US August CPI Weakens

The US Dollar has come under pressure over recent sessions in response to yesterday’s US August CPI report. While expectations were relatively muted, with the market forecasting headline inflation to decrease and core to remain unchanged, both readings fell short of market forecasts. On the headline reading, CPI was seen falling to 0.3% from the prior month’s 0.5% reading, undershooting forecasts for a 0.4% result. Meanwhile, core inflation fell to 0.1% from the prior month’s 0.3%, undershooting expectations for another 0.3% result. Additionally, the data showed that annual inflation slowed to 5.3% from 5.4% a year prior.

Fed Tapering Expectations Diluted Further

The data strikes a damaging blow to USD bulls, effectively squashing the likelihood of any near-term tapering from the Fed. With August employment having cratered and with price pressures having fizzled out, the market now needs to see whether August represents a blip in the recovery or a reversal of the recent trend.

Those arguing against Fed tapering have constantly cites supply bottlenecks and low base effects as the main drivers behind the rise in inflation this year. The Fed itself has warned that the lift in inflation was largely a function of transitory factors and was expected to cool off into the year end.

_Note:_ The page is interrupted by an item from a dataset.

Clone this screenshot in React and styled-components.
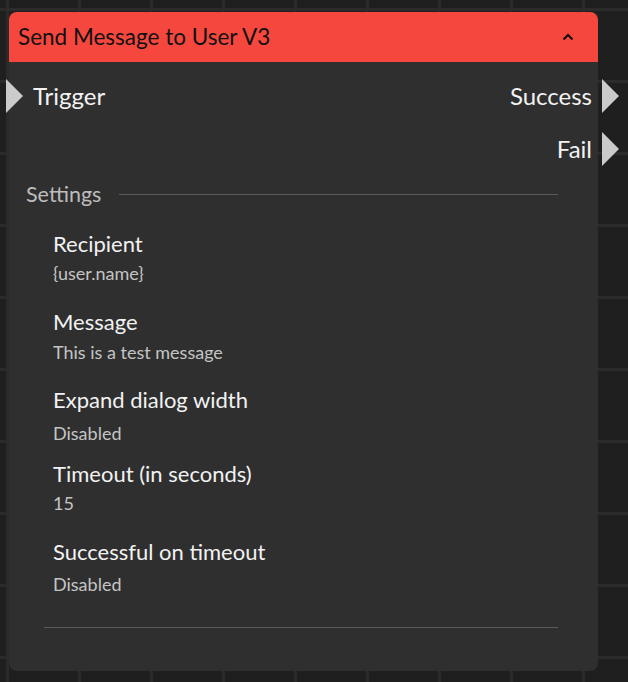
import React from "react";
import styled, { createGlobalStyle } from "styled-components";

const Global = createGlobalStyle`
  html, body { margin: 0; padding: 0; }
  body {
    width: 628px;
    height: 682px;
    overflow: hidden;
    font-family: Lato, "Noto Sans", sans-serif;
    background-color: #1f1f1f;
    background-image:
      linear-gradient(to right, #2b2b2b 3px, transparent 3px),
      linear-gradient(to bottom, #2b2b2b 3px, transparent 3px);
    background-size: 72px 72px;
    background-position: 6px 8px;
  }
`;

const Canvas = styled.div`
  width: 628px;
  height: 682px;
  padding: 12px 0 0 9px;
  box-sizing: border-box;
`;

const Node = styled.div`
  width: 589px;
  height: 659px;
  background: #2f2f2f;
  border-radius: 8px;
  display: flex;
  flex-direction: column;
`;

const Header = styled.div`
  height: 50px;
  background: #f6473f;
  border-radius: 8px 8px 0 0;
  display: flex;
  align-items: center;
  justify-content: space-between;
  padding: 0 24px 0 9px;
  box-sizing: border-box;
`;

const Title = styled.div`
  font-size: 22.5px;
  line-height: 28px;
  color: #111;
`;

const Ports = styled.div`
  padding-top: 8px;
  display: flex;
  flex-direction: column;
`;

const PortRow = styled.div`
  height: ${(p) => p.$h}px;
  display: flex;
  align-items: center;
  justify-content: space-between;
  position: relative;
  padding: 0 6px 0 24px;
`;

const PortLabel = styled.span`
  font-size: 24px;
  line-height: 30px;
  color: #f2f2f2;
  margin-left: ${(p) => (p.$right ? "auto" : "0")};
`;

const Arrow = styled.div`
  position: absolute;
  top: 50%;
  width: 0;
  height: 0;
  border-top: 17px solid transparent;
  border-bottom: 17px solid transparent;
  border-left: 17px solid #cbcbcb;
  transform: translateY(-50%);
  ${(p) => (p.$side === "left" ? "left: -3px;" : "right: -21px;")}
`;

const SectionHead = styled.div`
  display: flex;
  align-items: center;
  gap: 18px;
  padding: 7px 40px 0 17px;
  height: 24px;
`;

const SectionTitle = styled.span`
  font-size: 21.5px;
  line-height: 24px;
  color: #bdbdbd;
`;

const Rule = styled.div`
  flex: 1;
  height: 1px;
  background: #5a5a5a;
`;

const Items = styled.div`
  display: flex;
  flex-direction: column;
  padding-left: 44px;
`;

const Item = styled.div`
  margin-top: ${(p) => p.$top}px;
  display: flex;
  flex-direction: column;
`;

const Label = styled.div`
  font-size: 22px;
  line-height: 26px;
  color: #f2f2f2;
`;

const Value = styled.div`
  margin-top: ${(p) => p.$gap}px;
  font-size: 18px;
  line-height: 22px;
  color: #c4c4c4;
`;

const Divider = styled.div`
  height: 1px;
  background: #5a5a5a;
  margin: 32px 40px 0 35px;
`;

const items = [
  { label: "Recipient", value: "{user.name}", top: 25, gap: 5 },
  { label: "Message", value: "This is a test message", top: 25, gap: 6 },
  { label: "Expand dialog width", value: "Disabled", top: 24, gap: 9 },
  { label: "Timeout (in seconds)", value: "15", top: 17, gap: 5 },
  { label: "Successful on timeout", value: "Disabled", top: 25, gap: 8 },
];

function Chevron() {
  return (
    <svg width="12" height="8" viewBox="0 0 12 8" fill="none">
      <path d="M1.5 6.5 L6 2 L10.5 6.5" stroke="#111" strokeWidth="2" />
    </svg>
  );
}

export default function App() {
  return (
    <>
      <Global />
      <Canvas>
        <Node>
          <Header>
            <Title>Send Message to User V3</Title>
            <Chevron />
          </Header>
          <Ports>
            <PortRow $h={52}>
              <Arrow $side="left" />
              <PortLabel>Trigger</PortLabel>
              <PortLabel $right>Success</PortLabel>
              <Arrow $side="right" />
            </PortRow>
            <PortRow $h={53}>
              <PortLabel $right>Fail</PortLabel>
              <Arrow $side="right" />
            </PortRow>
          </Ports>
          <SectionHead>
            <SectionTitle>Settings</SectionTitle>
            <Rule />
          </SectionHead>
          <Items>
            {items.map((it) => (
              <Item key={it.label} $top={it.top}>
                <Label>{it.label}</Label>
                <Value $gap={it.gap}>{it.value}</Value>
              </Item>
            ))}
          </Items>
          <Divider />
        </Node>
      </Canvas>
    </>
  );
}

Looking at the breakdown of the data, the big driver behind the decline was the drop in automobile prices which fell almost 2% on the prior month, along with travel expenses, both of which had played a big part in the increase so far this year. Additionally, airline fares and hotel prices were both seen lower over the month, reflecting the disruption being caused by the Delta variant which is once again hitting demand.

Consumer Inflation Expectations Remain High

Despite the downturn in price pressures, however, consumer inflation expectations remain at their highest level since 2013. Looking ahead, consumers (as per data released this week by the Fed) are forecasting inflation to hit 5.2% over the next year – up 0.3% from the last forecast.

In the near term, the US Dollar is likely to stay pressured as yesterday’s data makes the upcoming FOMC meeting even more of a non-event. Despite the current lull in sentiment, however, most players are still forecasting a tapering announcement in November meaning that medium term USD risks are still pointed higher.

Technical Views

DXY

The sell off in the Dollar Index saw price breaking down below the rising channel from YTD lows to test the 92.51 level which, for now, is holding as support. With indicators turned lower, however, there are risks of further losses should this level break, opening the way for a deeper run towards the 90.98 level next.